Copy out each line in the material below that has the word "styles".
____
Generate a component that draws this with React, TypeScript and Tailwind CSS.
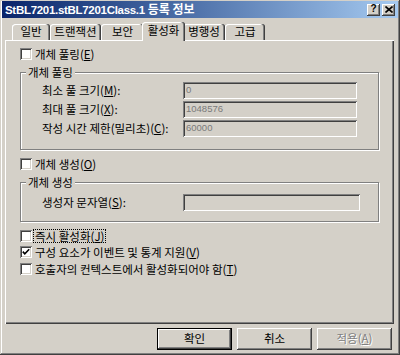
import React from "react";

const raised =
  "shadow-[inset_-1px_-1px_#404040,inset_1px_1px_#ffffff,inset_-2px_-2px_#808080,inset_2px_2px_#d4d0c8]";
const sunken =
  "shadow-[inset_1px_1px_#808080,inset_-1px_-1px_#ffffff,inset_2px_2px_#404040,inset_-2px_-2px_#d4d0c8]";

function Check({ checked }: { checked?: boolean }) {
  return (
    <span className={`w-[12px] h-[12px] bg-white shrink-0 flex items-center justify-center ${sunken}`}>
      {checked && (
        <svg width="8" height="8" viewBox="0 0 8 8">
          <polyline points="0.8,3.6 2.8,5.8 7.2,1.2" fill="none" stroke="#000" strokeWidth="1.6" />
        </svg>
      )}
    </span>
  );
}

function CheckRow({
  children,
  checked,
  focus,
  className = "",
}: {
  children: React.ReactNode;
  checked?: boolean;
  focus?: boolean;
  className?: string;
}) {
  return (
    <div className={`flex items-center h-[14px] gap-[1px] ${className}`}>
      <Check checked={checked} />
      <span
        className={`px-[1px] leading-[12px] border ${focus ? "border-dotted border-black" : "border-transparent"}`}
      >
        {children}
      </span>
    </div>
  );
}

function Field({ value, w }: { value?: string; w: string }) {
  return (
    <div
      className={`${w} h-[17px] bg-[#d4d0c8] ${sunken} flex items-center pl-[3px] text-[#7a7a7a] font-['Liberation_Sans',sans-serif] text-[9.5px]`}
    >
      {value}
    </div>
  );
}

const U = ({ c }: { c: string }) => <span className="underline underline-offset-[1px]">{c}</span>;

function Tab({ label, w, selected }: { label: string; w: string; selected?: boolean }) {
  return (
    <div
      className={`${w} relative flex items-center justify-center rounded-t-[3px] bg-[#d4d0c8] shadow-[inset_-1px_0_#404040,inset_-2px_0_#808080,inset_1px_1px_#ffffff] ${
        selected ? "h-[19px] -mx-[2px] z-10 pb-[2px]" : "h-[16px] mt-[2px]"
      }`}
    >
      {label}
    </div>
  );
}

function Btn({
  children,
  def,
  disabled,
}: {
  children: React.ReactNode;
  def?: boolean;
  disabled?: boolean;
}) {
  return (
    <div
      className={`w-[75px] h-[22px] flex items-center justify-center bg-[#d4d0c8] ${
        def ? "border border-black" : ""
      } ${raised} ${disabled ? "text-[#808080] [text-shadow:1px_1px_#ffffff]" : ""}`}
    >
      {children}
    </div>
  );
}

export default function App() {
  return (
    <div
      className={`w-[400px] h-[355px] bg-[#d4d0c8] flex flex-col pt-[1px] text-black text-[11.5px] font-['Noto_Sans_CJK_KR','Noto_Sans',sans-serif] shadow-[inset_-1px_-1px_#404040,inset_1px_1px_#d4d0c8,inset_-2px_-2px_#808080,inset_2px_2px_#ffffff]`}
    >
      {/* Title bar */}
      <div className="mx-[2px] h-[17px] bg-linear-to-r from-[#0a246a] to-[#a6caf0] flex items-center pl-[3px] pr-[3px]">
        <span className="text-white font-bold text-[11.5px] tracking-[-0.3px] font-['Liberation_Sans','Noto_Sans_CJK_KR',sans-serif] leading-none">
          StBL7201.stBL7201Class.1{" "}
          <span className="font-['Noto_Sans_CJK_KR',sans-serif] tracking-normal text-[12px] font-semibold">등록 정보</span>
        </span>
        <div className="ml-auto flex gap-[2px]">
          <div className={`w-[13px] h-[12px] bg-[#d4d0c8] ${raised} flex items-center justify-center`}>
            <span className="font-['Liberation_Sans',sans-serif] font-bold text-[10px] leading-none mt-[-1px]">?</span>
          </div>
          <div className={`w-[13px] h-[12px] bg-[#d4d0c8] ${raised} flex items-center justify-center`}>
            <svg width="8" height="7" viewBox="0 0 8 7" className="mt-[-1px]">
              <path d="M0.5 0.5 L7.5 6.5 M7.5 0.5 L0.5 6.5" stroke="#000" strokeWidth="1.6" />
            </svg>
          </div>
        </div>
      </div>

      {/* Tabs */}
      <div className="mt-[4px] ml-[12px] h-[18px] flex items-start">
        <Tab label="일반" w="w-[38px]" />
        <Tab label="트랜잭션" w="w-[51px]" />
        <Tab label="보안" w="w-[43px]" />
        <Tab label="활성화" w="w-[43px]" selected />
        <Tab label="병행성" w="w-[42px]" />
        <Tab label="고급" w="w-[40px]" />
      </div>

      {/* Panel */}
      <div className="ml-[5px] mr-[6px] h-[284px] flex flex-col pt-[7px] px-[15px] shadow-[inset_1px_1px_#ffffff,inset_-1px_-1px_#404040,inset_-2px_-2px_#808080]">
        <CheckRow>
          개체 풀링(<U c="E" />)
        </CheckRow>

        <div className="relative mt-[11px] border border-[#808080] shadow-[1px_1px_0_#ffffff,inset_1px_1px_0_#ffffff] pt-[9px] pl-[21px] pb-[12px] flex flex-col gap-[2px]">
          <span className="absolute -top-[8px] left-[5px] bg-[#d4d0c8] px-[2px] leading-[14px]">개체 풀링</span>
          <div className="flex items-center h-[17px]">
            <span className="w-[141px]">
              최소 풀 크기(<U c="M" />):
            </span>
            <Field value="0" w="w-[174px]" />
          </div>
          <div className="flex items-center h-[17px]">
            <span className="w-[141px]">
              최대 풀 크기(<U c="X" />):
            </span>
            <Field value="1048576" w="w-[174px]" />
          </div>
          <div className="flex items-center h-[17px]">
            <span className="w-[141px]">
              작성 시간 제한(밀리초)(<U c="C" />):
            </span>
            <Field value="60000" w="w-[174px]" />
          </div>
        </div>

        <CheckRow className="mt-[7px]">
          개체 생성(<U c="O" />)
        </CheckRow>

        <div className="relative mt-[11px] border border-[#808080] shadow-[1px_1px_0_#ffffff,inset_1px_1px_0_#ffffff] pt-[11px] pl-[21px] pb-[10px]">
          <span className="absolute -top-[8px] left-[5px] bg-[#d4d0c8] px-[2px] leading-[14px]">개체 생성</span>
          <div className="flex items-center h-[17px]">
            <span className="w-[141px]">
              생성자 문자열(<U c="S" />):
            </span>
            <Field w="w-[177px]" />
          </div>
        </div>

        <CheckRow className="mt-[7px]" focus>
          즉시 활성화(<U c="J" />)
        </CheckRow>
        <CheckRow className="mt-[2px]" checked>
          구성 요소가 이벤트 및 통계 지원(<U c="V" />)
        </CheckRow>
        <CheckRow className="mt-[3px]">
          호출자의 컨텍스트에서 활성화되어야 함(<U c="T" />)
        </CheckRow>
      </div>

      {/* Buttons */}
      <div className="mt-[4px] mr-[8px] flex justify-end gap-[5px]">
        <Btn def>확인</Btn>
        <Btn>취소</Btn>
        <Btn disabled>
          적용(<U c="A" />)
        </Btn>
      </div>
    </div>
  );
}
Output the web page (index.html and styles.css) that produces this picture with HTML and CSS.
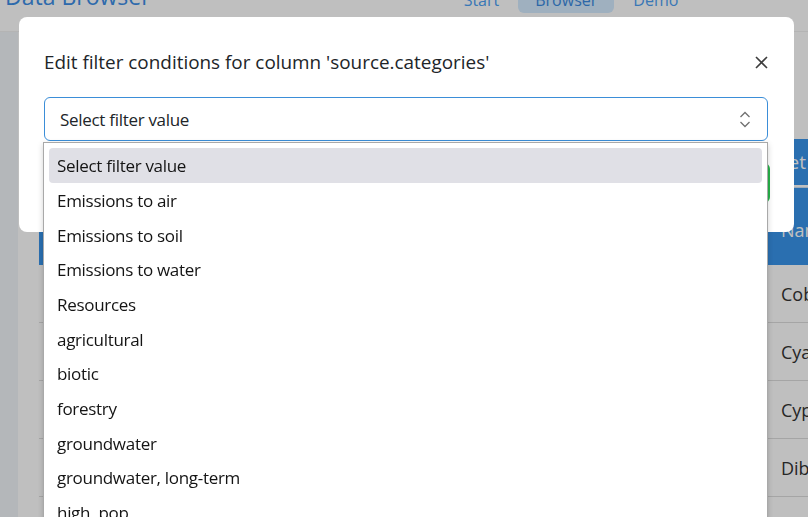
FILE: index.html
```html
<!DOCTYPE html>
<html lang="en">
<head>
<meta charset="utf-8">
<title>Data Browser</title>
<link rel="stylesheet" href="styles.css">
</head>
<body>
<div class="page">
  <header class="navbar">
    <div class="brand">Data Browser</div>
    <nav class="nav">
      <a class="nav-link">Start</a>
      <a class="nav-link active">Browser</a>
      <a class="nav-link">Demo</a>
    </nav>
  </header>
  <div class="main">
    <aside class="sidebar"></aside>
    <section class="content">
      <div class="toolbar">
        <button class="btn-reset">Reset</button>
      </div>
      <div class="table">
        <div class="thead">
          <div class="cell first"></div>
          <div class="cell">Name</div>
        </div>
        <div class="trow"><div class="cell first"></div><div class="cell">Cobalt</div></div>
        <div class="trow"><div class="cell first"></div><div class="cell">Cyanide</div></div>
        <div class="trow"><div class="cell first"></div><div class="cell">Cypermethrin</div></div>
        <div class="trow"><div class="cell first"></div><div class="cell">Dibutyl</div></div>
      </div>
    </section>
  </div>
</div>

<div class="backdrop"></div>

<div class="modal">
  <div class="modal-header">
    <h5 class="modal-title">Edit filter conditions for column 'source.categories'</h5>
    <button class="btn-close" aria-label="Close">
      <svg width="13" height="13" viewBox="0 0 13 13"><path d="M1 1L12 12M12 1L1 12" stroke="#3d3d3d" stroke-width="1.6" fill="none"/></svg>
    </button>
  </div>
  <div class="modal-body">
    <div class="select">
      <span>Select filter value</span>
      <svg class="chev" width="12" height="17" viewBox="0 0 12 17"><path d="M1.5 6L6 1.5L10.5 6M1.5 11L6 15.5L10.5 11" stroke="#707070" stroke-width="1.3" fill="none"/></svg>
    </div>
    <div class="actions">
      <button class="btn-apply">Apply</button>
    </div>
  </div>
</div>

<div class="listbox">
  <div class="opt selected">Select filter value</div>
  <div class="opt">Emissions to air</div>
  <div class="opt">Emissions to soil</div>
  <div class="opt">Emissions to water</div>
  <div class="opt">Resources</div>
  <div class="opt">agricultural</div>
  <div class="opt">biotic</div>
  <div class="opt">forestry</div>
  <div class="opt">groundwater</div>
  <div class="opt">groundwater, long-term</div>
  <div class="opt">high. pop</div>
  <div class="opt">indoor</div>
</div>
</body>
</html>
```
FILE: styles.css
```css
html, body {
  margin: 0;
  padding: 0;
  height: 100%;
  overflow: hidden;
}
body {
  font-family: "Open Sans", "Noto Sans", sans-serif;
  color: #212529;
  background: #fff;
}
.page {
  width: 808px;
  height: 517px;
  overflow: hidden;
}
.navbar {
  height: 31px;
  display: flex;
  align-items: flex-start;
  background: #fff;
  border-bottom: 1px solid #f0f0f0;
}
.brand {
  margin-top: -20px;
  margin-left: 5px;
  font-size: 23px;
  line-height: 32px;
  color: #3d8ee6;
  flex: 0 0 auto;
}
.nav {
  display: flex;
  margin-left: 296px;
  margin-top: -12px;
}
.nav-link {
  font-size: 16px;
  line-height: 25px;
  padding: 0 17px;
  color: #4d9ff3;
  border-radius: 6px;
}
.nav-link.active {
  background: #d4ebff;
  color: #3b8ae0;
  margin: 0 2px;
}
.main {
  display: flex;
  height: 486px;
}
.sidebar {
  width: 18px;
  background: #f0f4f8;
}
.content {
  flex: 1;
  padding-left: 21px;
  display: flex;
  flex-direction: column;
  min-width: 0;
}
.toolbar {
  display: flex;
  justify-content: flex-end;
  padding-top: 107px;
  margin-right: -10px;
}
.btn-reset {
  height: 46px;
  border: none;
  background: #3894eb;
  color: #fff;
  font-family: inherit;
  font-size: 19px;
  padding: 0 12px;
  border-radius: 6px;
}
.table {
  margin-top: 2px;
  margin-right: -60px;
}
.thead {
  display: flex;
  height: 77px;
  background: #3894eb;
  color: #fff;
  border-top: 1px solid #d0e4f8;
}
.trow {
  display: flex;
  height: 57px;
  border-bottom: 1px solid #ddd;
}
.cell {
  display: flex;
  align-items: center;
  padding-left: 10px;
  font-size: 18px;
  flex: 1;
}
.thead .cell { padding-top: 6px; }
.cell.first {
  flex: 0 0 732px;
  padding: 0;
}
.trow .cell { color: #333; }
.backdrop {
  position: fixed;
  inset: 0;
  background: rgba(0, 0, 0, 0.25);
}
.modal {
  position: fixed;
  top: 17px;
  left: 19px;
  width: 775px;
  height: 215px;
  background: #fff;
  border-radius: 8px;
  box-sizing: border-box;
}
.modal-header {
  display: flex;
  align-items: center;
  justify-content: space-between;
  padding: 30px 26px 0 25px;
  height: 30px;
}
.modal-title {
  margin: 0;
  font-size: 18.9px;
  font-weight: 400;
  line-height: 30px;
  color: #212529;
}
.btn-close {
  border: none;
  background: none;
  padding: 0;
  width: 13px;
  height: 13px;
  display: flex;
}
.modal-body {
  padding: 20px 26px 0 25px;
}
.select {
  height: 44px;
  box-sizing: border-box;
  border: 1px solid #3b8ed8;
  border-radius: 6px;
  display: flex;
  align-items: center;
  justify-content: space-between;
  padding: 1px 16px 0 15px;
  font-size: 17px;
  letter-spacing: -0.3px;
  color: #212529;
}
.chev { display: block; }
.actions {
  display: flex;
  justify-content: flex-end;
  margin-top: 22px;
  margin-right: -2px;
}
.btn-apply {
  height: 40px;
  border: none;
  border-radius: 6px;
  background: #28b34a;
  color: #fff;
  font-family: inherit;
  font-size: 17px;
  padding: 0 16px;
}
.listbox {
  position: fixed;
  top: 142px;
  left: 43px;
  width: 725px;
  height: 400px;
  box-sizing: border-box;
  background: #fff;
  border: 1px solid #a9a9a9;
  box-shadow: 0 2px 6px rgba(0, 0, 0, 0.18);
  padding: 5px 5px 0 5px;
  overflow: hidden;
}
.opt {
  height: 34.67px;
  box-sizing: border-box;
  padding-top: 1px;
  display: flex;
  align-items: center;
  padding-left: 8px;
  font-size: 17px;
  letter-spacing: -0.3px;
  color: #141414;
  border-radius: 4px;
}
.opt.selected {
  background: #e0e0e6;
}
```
____
**ANSWER**
Output the web page (index.html and styles.css) that produces this picture with HTML and CSS.
<link rel="stylesheet" href="styles.css">
FILE: styles.css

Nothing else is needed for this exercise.